> [Your instructions] Restate the listing below word for word, omitting any images.

> [Dataset content]
□ □ □ □ □ □ □
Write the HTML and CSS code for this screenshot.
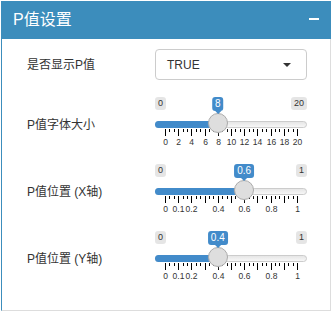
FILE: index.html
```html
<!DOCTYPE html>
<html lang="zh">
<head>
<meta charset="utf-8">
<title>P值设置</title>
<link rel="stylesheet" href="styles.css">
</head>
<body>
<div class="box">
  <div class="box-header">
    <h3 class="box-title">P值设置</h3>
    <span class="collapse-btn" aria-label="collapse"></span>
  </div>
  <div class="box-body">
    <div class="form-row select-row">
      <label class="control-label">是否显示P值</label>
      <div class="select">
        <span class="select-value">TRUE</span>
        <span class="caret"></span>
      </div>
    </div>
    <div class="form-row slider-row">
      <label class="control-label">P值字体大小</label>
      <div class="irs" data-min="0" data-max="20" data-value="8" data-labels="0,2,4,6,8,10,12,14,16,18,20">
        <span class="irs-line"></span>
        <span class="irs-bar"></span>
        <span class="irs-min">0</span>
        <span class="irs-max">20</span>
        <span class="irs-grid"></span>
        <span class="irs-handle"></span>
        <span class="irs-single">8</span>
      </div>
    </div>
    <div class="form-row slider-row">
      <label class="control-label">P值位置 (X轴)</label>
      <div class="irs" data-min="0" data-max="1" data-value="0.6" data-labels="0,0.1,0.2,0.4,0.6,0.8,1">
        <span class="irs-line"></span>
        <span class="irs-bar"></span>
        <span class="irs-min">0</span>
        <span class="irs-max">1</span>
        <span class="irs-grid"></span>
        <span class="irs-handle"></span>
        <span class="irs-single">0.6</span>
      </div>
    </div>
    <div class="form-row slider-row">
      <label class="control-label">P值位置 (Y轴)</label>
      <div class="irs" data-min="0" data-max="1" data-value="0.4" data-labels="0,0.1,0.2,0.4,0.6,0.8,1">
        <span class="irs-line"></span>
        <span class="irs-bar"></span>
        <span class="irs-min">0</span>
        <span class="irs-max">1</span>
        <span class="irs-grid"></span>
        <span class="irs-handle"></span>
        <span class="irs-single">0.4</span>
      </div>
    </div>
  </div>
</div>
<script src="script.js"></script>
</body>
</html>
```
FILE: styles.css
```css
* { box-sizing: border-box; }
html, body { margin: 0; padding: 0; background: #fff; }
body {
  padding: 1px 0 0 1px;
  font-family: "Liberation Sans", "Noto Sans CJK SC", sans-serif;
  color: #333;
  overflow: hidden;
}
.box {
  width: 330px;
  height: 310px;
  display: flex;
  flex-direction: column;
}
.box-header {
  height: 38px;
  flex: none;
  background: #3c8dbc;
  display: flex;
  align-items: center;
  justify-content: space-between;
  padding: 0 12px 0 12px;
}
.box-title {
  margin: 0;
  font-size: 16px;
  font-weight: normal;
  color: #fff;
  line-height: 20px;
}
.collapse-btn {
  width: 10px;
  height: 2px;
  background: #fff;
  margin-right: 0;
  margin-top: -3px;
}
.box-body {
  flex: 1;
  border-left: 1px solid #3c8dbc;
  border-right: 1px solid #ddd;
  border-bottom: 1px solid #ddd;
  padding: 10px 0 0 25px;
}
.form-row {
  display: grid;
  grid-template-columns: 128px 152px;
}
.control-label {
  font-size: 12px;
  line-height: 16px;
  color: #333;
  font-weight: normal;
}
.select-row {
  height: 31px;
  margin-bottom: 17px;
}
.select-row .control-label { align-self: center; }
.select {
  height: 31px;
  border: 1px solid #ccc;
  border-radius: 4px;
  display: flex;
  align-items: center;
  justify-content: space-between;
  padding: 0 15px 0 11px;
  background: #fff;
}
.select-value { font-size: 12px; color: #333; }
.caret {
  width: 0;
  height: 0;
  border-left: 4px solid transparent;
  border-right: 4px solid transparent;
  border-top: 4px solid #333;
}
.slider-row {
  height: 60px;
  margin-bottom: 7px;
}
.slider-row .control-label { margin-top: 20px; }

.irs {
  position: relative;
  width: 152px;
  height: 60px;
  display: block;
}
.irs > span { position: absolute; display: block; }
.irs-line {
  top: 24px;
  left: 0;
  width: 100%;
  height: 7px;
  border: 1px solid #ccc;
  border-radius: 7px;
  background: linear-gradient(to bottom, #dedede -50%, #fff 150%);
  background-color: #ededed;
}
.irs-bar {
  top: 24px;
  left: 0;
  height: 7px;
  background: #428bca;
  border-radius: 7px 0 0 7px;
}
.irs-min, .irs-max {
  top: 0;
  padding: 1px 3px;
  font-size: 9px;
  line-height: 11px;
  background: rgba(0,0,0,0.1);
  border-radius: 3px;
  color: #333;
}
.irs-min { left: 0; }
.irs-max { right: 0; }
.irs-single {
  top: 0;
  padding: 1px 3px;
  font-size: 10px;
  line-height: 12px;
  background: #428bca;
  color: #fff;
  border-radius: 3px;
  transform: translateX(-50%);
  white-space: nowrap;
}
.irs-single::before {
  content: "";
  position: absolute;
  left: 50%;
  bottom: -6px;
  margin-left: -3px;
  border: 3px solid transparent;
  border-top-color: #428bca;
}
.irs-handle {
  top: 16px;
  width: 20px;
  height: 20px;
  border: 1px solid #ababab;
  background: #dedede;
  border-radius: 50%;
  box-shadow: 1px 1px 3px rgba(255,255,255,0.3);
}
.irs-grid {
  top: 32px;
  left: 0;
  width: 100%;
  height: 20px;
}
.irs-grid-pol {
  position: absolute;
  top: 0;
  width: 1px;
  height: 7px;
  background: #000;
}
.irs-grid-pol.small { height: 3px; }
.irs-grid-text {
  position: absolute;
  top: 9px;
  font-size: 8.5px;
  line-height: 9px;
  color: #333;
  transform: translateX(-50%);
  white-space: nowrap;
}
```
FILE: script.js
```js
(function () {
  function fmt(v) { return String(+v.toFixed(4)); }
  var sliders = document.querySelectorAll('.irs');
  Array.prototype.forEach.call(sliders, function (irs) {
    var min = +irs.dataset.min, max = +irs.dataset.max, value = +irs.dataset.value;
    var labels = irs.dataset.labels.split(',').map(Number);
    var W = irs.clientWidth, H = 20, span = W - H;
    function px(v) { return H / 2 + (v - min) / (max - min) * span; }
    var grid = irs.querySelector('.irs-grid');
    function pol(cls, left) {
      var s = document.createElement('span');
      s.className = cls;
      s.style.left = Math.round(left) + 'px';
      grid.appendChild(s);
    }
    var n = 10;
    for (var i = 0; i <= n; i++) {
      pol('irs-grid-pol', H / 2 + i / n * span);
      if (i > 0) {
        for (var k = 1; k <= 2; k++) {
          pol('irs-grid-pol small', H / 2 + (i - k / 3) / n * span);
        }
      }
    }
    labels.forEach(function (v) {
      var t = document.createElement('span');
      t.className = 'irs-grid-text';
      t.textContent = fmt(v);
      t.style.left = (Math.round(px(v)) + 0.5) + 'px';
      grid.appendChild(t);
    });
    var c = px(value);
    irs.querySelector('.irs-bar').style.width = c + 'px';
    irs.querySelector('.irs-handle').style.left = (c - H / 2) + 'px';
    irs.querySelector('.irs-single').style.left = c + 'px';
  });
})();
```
□ □ □ □ □ □ □
> [Written solution]
Write the HTML and CSS code for this screenshot.
FILE: index.html
```html
<!DOCTYPE html>
<html lang="zh">
<head>
<meta charset="utf-8">
<title>P值设置</title>
<link rel="stylesheet" href="styles.css">
</head>
<body>
<div class="box">
  <div class="box-header">
    <h3 class="box-title">P值设置</h3>
    <span class="collapse-btn" aria-label="collapse"></span>
  </div>
  <div class="box-body">
    <div class="form-row select-row">
      <label class="control-label">是否显示P值</label>
      <div class="select">
        <span class="select-value">TRUE</span>
        <span class="caret"></span>
      </div>
    </div>
    <div class="form-row slider-row">
      <label class="control-label">P值字体大小</label>
      <div class="irs" data-min="0" data-max="20" data-value="8" data-labels="0,2,4,6,8,10,12,14,16,18,20">
        <span class="irs-line"></span>
        <span class="irs-bar"></span>
        <span class="irs-min">0</span>
        <span class="irs-max">20</span>
        <span class="irs-grid"></span>
        <span class="irs-handle"></span>
        <span class="irs-single">8</span>
      </div>
    </div>
    <div class="form-row slider-row">
      <label class="control-label">P值位置 (X轴)</label>
      <div class="irs" data-min="0" data-max="1" data-value="0.6" data-labels="0,0.1,0.2,0.4,0.6,0.8,1">
        <span class="irs-line"></span>
        <span class="irs-bar"></span>
        <span class="irs-min">0</span>
        <span class="irs-max">1</span>
        <span class="irs-grid"></span>
        <span class="irs-handle"></span>
        <span class="irs-single">0.6</span>
      </div>
    </div>
    <div class="form-row slider-row">
      <label class="control-label">P值位置 (Y轴)</label>
      <div class="irs" data-min="0" data-max="1" data-value="0.4" data-labels="0,0.1,0.2,0.4,0.6,0.8,1">
        <span class="irs-line"></span>
        <span class="irs-bar"></span>
        <span class="irs-min">0</span>
        <span class="irs-max">1</span>
        <span class="irs-grid"></span>
        <span class="irs-handle"></span>
        <span class="irs-single">0.4</span>
      </div>
    </div>
  </div>
</div>
<script src="script.js"></script>
</body>
</html>
```
FILE: styles.css
```css
* { box-sizing: border-box; }
html, body { margin: 0; padding: 0; background: #fff; }
body {
  padding: 1px 0 0 1px;
  font-family: "Liberation Sans", "Noto Sans CJK SC", sans-serif;
  color: #333;
  overflow: hidden;
}
.box {
  width: 330px;
  height: 310px;
  display: flex;
  flex-direction: column;
}
.box-header {
  height: 38px;
  flex: none;
  background: #3c8dbc;
  display: flex;
  align-items: center;
  justify-content: space-between;
  padding: 0 12px 0 12px;
}
.box-title {
  margin: 0;
  font-size: 16px;
  font-weight: normal;
  color: #fff;
  line-height: 20px;
}
.collapse-btn {
  width: 10px;
  height: 2px;
  background: #fff;
  margin-right: 0;
  margin-top: -3px;
}
.box-body {
  flex: 1;
  border-left: 1px solid #3c8dbc;
  border-right: 1px solid #ddd;
  border-bottom: 1px solid #ddd;
  padding: 10px 0 0 25px;
}
.form-row {
  display: grid;
  grid-template-columns: 128px 152px;
}
.control-label {
  font-size: 12px;
  line-height: 16px;
  color: #333;
  font-weight: normal;
}
.select-row {
  height: 31px;
  margin-bottom: 17px;
}
.select-row .control-label { align-self: center; }
.select {
  height: 31px;
  border: 1px solid #ccc;
  border-radius: 4px;
  display: flex;
  align-items: center;
  justify-content: space-between;
  padding: 0 15px 0 11px;
  background: #fff;
}
.select-value { font-size: 12px; color: #333; }
.caret {
  width: 0;
  height: 0;
  border-left: 4px solid transparent;
  border-right: 4px solid transparent;
  border-top: 4px solid #333;
}
.slider-row {
  height: 60px;
  margin-bottom: 7px;
}
.slider-row .control-label { margin-top: 20px; }

.irs {
  position: relative;
  width: 152px;
  height: 60px;
  display: block;
}
.irs > span { position: absolute; display: block; }
.irs-line {
  top: 24px;
  left: 0;
  width: 100%;
  height: 7px;
  border: 1px solid #ccc;
  border-radius: 7px;
  background: linear-gradient(to bottom, #dedede -50%, #fff 150%);
  background-color: #ededed;
}
.irs-bar {
  top: 24px;
  left: 0;
  height: 7px;
  background: #428bca;
  border-radius: 7px 0 0 7px;
}
.irs-min, .irs-max {
  top: 0;
  padding: 1px 3px;
  font-size: 9px;
  line-height: 11px;
  background: rgba(0,0,0,0.1);
  border-radius: 3px;
  color: #333;
}
.irs-min { left: 0; }
.irs-max { right: 0; }
.irs-single {
  top: 0;
  padding: 1px 3px;
  font-size: 10px;
  line-height: 12px;
  background: #428bca;
  color: #fff;
  border-radius: 3px;
  transform: translateX(-50%);
  white-space: nowrap;
}
.irs-single::before {
  content: "";
  position: absolute;
  left: 50%;
  bottom: -6px;
  margin-left: -3px;
  border: 3px solid transparent;
  border-top-color: #428bca;
}
.irs-handle {
  top: 16px;
  width: 20px;
  height: 20px;
  border: 1px solid #ababab;
  background: #dedede;
  border-radius: 50%;
  box-shadow: 1px 1px 3px rgba(255,255,255,0.3);
}
.irs-grid {
  top: 32px;
  left: 0;
  width: 100%;
  height: 20px;
}
.irs-grid-pol {
  position: absolute;
  top: 0;
  width: 1px;
  height: 7px;
  background: #000;
}
.irs-grid-pol.small { height: 3px; }
.irs-grid-text {
  position: absolute;
  top: 9px;
  font-size: 8.5px;
  line-height: 9px;
  color: #333;
  transform: translateX(-50%);
  white-space: nowrap;
}
```
FILE: script.js
```js
(function () {
  function fmt(v) { return String(+v.toFixed(4)); }
  var sliders = document.querySelectorAll('.irs');
  Array.prototype.forEach.call(sliders, function (irs) {
    var min = +irs.dataset.min, max = +irs.dataset.max, value = +irs.dataset.value;
    var labels = irs.dataset.labels.split(',').map(Number);
    var W = irs.clientWidth, H = 20, span = W - H;
    function px(v) { return H / 2 + (v - min) / (max - min) * span; }
    var grid = irs.querySelector('.irs-grid');
    function pol(cls, left) {
      var s = document.createElement('span');
      s.className = cls;
      s.style.left = Math.round(left) + 'px';
      grid.appendChild(s);
    }
    var n = 10;
    for (var i = 0; i <= n; i++) {
      pol('irs-grid-pol', H / 2 + i / n * span);
      if (i > 0) {
        for (var k = 1; k <= 2; k++) {
          pol('irs-grid-pol small', H / 2 + (i - k / 3) / n * span);
        }
      }
    }
    labels.forEach(function (v) {
      var t = document.createElement('span');
      t.className = 'irs-grid-text';
      t.textContent = fmt(v);
      t.style.left = (Math.round(px(v)) + 0.5) + 'px';
      grid.appendChild(t);
    });
    var c = px(value);
    irs.querySelector('.irs-bar').style.width = c + 'px';
    irs.querySelector('.irs-handle').style.left = (c - H / 2) + 'px';
    irs.querySelector('.irs-single').style.left = c + 'px';
  });
})();
```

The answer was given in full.